The following represents the information that would have been in Lecture 3 but isn't because Labor Day!

  • Power and energy and transformations
    • In previous lectures, we looked at power signals and their overall average power $$P_{\infty}$$ and energy signals and their total energy $$E_{\infty}$$
    • We also looked at a transformation of variables $$z(t)=K\,x(\pm a(t-t_0))$$
    • If $$x(t)$$ is an energy signal with energy $$E_{\infty,x}$$ or a power signal with overall average power $$P_{\infty,x}$$, then the different transformations above have the following individual impacts:
      • A multiplicative factor of $$K$$ in the transformation means the energy or power of $$z(t)$$ will be the energy or power of $$x(t)$$ multiplied by $$K^2$$
      • A time scale of $$a$$ in the transformation means the energy of $$z(t)$$ will be the energy of $$x(t)$$ multiplied by $$\frac{1}{a}$$
      • Time reversal has no influence on energy or power
      • Time shifts have no influence on energy or power
  • Also in a previous lecture, we looked at the unit step function $$u(t)$$ and the unit ramp function $$r(t)$$
  • Read OW 1.3.1 to review complex exponential signals and sinusoids - pay close attention to Example 1.5!
  • Skim OW 1.3.2 on discrete-time exponential signals and sinusoids
  • Skip (or skim) 1.3.3 for now
  • Skim 1.4.1 - note that the discrete-time unit impulse is defined at 1 at index 0 and 0 everywhere else.
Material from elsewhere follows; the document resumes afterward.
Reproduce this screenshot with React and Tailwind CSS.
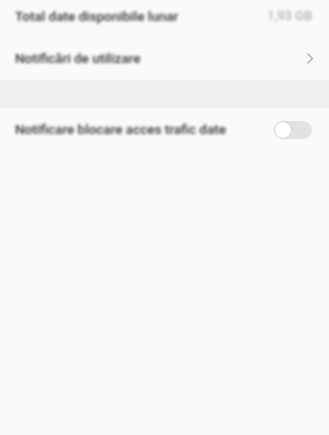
import React from "react";

const Row = ({ label, children }) => (
  <div className="flex items-center justify-between h-[42px] pl-[15px] pr-[17px] pt-[1px]">
    <span className="text-[13.5px] font-medium text-[#333333] blur-[1.4px]">{label}</span>
    {children}
  </div>
);

const App = () => {
  return (
    <div
      className="w-[329px] h-[435px] bg-[#fafafa] overflow-hidden"
      style={{ fontFamily: "Roboto, 'Noto Sans', sans-serif" }}
    >
      <div className="h-[32px] flex items-center justify-between pl-[15px] pr-[17px]">
        <span className="text-[13.5px] font-medium text-[#333333] blur-[1.4px]">
          Total date disponibile lunar
        </span>
        <span className="text-[13px] text-[#a0a0a0] blur-[1.4px]">1,93 GB</span>
      </div>
      <div className="h-[48px] flex items-center justify-between pl-[15px] pr-[15px] pt-[4px]">
        <span className="text-[13.5px] font-medium text-[#333333] blur-[1.4px]">
          Notificări de utilizare
        </span>
        <svg
          xmlns="http://www.w3.org/2000/svg"
          className="w-[8px] h-[13px] blur-[0.4px]"
          viewBox="0 0 8 13"
          fill="none"
          stroke="#a8a8a8"
          strokeWidth={1.2}
        >
          <path d="M1.5 1.5L6.5 6.5L1.5 11.5" />
        </svg>
      </div>
      <div className="h-[28px] bg-[#efefef]" />
      <Row label="Notificare blocare acces trafic date">
        <div className="relative w-[38px] h-[18px] rounded-full bg-[#e2e2e2] blur-[0.5px]">
          <div className="absolute left-[1px] top-[1px] w-[16px] h-[16px] rounded-full bg-white shadow-[0_0_2px_rgba(0,0,0,0.2)]" />
        </div>
      </Row>
    </div>
  );
};

export default App;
Also, the discrete-time unit step is defined as 1 for all indices 0 or greater and 0 elsewhere. Because these are discrete-time functions, there is no instantaneous transition like there is with continuous.
  • Read 1.4.2 very carefully. The executive summary is that the unit impulse $$\delta(t-t_0)$$ has an area when $$t=t_0$$ and is 0 otherwise. The unit impulse is almost only ever used in contexts where it will eventually become an integrand, so the argument of the impulse can be used to figure out when the integrand will be non-zero.
    • Look through Singularity_Functions#General_Simplification_of_Integrals - equations 42, 43, 45, 48, 49, 51, 57, 61, and 63 are the most common ones we will see.
    • Look through Singularity_Functions#Opposite_Directions_in_Integrand - don't worry about the context of "convolution" yet - just look at how the two step functions interact with the limits on the integral and the outer step function that gets generated. Note that there are three changes when opposite-facing steps are in an integrand - the upper limit, the lower limit, and the step on the outside that will generally be a step function with an argument that is the difference between the upper and lower limits.